■ **Dataset extract**
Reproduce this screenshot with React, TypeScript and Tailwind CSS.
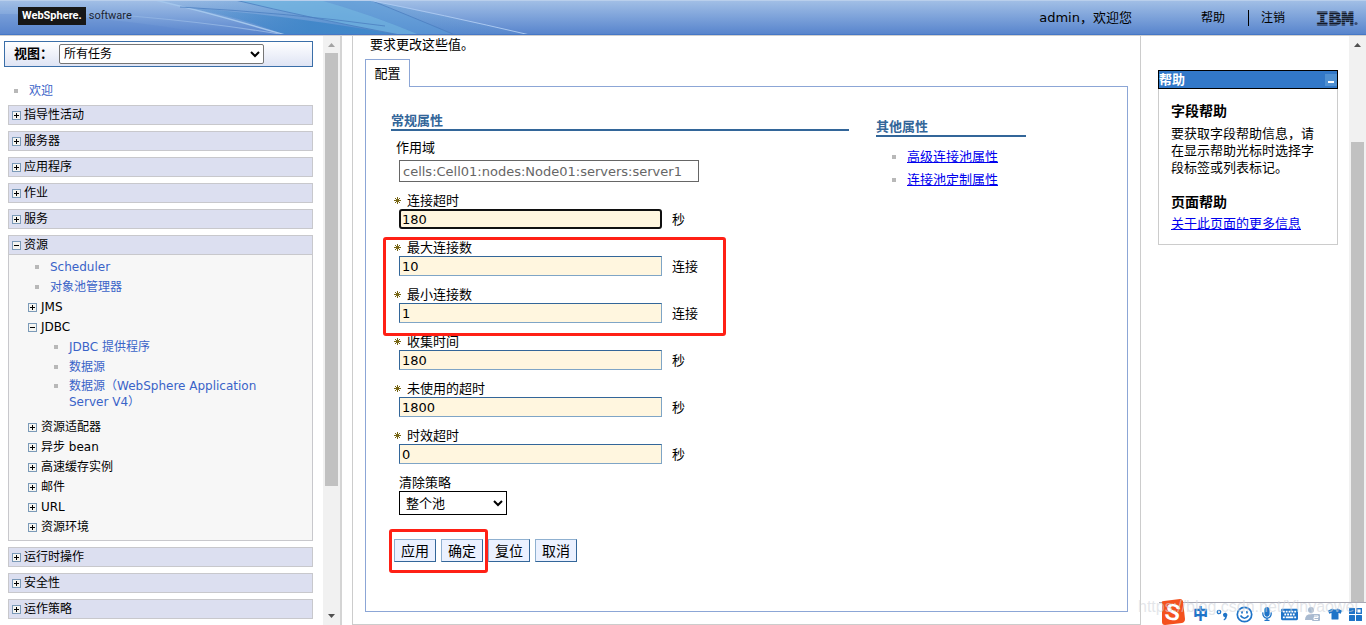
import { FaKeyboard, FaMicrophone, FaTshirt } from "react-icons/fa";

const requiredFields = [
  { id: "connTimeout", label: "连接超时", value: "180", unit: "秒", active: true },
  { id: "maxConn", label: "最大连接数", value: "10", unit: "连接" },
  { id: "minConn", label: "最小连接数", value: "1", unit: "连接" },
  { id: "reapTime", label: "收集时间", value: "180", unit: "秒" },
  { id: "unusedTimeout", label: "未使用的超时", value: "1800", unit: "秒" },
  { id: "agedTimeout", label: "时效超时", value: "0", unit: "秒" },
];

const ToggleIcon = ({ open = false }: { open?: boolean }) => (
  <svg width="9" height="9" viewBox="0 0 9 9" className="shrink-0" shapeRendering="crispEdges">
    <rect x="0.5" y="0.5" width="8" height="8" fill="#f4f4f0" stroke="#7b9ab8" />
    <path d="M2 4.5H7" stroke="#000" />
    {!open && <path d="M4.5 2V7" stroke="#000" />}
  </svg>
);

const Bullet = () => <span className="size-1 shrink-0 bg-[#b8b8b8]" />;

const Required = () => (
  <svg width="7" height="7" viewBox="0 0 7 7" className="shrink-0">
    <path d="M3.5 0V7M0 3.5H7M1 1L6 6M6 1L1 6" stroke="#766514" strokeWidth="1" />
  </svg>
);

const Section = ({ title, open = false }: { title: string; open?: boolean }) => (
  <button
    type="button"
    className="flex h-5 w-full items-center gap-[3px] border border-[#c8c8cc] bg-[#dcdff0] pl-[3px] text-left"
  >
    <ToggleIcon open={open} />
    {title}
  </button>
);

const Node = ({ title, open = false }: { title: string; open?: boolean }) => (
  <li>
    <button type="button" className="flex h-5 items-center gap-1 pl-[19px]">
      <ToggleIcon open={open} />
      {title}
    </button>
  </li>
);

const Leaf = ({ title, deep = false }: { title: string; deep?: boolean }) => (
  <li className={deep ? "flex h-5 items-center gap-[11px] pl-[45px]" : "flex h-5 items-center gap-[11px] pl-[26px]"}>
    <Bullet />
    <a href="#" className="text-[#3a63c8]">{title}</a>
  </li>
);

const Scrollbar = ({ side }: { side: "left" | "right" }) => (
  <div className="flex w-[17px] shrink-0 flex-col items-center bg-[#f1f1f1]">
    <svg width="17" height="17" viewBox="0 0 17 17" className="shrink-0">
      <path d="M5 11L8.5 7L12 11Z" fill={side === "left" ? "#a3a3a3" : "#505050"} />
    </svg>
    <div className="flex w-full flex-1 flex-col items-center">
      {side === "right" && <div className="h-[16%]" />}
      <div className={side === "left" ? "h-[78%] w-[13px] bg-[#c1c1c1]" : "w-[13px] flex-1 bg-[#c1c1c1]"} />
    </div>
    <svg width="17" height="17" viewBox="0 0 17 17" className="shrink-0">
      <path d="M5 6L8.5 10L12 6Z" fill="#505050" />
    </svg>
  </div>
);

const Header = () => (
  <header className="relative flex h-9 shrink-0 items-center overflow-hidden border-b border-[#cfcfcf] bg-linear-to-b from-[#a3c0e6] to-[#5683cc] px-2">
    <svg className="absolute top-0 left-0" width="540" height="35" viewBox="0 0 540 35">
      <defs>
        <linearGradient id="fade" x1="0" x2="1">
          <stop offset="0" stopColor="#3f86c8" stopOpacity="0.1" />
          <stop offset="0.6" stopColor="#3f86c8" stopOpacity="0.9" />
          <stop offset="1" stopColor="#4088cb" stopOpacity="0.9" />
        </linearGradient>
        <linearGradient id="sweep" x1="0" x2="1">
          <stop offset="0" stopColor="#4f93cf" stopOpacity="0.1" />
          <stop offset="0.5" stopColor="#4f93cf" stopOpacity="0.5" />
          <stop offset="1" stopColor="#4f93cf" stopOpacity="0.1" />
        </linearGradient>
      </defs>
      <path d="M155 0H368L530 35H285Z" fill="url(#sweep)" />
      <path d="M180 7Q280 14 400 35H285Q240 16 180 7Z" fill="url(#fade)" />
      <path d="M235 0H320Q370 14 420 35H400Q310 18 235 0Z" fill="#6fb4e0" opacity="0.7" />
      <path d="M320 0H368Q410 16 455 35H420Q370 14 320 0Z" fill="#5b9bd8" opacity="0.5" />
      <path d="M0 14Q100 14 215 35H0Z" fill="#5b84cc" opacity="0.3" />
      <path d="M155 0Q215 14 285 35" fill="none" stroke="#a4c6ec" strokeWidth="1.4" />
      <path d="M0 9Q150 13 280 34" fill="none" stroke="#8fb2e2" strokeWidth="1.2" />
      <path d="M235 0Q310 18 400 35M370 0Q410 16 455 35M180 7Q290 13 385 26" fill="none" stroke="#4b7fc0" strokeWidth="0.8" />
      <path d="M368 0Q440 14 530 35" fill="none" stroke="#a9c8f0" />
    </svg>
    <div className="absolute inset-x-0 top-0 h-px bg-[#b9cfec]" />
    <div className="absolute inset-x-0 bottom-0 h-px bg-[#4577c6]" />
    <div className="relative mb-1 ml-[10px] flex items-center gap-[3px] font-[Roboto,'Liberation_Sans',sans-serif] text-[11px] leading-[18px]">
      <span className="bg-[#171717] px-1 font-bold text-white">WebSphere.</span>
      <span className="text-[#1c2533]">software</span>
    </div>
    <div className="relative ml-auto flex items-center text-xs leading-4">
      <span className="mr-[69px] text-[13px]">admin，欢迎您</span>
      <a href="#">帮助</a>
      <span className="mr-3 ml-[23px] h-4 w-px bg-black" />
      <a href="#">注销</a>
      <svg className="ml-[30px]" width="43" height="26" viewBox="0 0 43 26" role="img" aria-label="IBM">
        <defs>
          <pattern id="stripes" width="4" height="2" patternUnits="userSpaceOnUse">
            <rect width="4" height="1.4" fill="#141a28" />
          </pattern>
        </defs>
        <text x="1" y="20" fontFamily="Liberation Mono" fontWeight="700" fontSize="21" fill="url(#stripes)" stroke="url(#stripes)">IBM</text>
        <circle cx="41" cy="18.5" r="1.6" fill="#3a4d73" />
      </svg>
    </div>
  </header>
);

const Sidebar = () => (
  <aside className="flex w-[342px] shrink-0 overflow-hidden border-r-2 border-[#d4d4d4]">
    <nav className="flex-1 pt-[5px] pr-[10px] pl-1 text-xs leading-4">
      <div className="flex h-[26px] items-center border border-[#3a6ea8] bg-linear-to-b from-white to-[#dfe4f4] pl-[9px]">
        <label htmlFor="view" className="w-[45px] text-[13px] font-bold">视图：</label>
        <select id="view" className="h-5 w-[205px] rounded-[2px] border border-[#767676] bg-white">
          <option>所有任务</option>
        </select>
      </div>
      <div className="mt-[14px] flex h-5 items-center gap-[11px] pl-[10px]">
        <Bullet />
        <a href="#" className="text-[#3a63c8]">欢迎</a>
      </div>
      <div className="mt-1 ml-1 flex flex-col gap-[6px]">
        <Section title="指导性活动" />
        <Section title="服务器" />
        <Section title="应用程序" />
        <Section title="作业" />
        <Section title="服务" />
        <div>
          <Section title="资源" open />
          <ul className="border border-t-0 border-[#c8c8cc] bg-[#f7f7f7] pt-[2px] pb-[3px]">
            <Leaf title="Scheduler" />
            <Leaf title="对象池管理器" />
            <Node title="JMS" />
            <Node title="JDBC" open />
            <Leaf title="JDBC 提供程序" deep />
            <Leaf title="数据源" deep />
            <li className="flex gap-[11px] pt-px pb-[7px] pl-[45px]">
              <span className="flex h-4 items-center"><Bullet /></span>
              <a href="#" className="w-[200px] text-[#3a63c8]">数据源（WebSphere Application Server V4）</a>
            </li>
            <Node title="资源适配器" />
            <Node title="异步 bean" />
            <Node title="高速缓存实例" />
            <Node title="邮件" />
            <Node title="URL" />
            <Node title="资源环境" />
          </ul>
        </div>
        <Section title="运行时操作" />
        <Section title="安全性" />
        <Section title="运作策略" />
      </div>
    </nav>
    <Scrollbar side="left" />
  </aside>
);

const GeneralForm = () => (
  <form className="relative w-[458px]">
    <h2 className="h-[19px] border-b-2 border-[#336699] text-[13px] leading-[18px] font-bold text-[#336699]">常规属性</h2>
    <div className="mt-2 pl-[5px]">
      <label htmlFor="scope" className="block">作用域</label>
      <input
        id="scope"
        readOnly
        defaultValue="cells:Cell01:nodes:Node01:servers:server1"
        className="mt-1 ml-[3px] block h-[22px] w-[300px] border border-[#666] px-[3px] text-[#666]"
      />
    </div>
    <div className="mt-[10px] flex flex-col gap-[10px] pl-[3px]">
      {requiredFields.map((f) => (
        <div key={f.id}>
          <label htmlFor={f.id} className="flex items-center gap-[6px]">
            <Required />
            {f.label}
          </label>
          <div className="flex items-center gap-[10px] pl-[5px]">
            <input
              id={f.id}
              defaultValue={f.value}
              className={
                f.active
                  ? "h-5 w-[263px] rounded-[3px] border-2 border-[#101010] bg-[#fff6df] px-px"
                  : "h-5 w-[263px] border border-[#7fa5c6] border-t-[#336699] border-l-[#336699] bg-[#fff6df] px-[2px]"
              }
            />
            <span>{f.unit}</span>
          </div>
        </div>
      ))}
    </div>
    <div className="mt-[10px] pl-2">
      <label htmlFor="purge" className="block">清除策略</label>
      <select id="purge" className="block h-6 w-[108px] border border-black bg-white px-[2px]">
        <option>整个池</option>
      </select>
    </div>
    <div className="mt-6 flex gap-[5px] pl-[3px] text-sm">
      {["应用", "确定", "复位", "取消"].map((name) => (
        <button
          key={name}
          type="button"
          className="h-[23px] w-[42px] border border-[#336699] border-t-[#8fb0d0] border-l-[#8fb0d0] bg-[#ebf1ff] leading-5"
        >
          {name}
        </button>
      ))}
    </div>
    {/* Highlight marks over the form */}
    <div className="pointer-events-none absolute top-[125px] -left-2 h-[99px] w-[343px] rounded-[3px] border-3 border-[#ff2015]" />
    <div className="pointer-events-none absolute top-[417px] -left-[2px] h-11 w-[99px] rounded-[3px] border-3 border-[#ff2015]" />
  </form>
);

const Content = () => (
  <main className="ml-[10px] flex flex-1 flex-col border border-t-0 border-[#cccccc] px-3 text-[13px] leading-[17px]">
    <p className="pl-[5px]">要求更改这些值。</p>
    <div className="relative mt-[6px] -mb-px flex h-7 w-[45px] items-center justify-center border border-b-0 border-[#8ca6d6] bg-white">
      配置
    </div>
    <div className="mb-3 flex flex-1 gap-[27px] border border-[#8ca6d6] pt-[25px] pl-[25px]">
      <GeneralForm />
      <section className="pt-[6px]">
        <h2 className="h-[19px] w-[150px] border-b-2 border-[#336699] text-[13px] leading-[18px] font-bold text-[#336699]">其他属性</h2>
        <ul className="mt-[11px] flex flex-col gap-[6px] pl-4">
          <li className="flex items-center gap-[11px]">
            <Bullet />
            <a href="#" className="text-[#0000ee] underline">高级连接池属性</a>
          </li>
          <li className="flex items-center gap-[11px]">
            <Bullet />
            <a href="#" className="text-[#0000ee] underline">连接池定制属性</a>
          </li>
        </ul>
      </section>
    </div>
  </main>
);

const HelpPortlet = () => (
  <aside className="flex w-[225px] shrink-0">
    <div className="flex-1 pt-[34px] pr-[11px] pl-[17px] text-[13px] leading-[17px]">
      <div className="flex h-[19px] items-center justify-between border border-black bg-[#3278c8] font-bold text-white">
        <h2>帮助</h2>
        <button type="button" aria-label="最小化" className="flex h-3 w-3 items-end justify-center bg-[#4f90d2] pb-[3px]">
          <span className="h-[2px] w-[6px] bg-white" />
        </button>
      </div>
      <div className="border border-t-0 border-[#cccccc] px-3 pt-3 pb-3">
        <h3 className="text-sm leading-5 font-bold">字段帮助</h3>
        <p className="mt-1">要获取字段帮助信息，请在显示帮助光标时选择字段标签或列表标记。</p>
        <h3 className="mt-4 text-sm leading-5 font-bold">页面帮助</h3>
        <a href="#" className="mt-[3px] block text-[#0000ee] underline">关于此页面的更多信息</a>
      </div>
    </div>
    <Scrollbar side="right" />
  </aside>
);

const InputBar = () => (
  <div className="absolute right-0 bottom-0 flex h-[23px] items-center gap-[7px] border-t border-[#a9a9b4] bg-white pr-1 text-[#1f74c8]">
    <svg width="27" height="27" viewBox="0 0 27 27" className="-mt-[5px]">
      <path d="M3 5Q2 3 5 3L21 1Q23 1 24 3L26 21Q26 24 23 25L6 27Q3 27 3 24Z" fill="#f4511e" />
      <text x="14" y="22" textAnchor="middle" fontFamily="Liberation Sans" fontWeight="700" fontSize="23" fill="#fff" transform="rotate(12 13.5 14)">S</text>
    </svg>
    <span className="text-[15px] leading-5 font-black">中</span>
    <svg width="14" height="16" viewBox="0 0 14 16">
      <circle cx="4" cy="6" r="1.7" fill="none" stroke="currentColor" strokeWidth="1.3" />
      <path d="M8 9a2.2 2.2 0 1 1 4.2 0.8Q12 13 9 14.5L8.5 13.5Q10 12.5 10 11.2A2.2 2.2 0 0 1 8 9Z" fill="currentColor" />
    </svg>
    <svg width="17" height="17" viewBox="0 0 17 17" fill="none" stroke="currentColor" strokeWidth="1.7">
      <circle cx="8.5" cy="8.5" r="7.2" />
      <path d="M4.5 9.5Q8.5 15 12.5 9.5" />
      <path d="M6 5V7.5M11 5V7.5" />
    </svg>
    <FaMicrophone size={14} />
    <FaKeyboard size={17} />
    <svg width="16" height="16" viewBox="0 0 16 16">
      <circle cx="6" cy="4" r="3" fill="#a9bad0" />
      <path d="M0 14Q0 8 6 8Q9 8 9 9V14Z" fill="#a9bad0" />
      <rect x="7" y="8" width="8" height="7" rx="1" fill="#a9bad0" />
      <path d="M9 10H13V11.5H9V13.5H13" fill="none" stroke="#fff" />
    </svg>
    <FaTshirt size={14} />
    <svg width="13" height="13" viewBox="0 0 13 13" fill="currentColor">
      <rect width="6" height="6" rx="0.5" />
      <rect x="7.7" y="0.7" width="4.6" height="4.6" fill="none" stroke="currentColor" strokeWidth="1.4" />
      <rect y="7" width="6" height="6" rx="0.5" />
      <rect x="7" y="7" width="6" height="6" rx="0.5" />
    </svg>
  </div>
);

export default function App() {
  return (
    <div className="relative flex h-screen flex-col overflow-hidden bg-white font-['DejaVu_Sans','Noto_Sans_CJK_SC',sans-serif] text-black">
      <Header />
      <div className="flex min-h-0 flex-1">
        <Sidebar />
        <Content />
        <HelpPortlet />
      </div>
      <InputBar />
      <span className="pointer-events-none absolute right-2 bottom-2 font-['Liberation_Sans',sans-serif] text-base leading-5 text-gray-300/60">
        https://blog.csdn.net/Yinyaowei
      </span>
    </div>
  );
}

■ **Problem statement**
Take the material above from its first line through the line holding "FaKeyboard, FaMicrophone, FaTshirt" and set it down exactly, without the pictures.

■ **Answer below**
Reproduce this screenshot with React, TypeScript and Tailwind CSS.
import { FaKeyboard, FaMicrophone, FaTshirt } from "react-icons/fa";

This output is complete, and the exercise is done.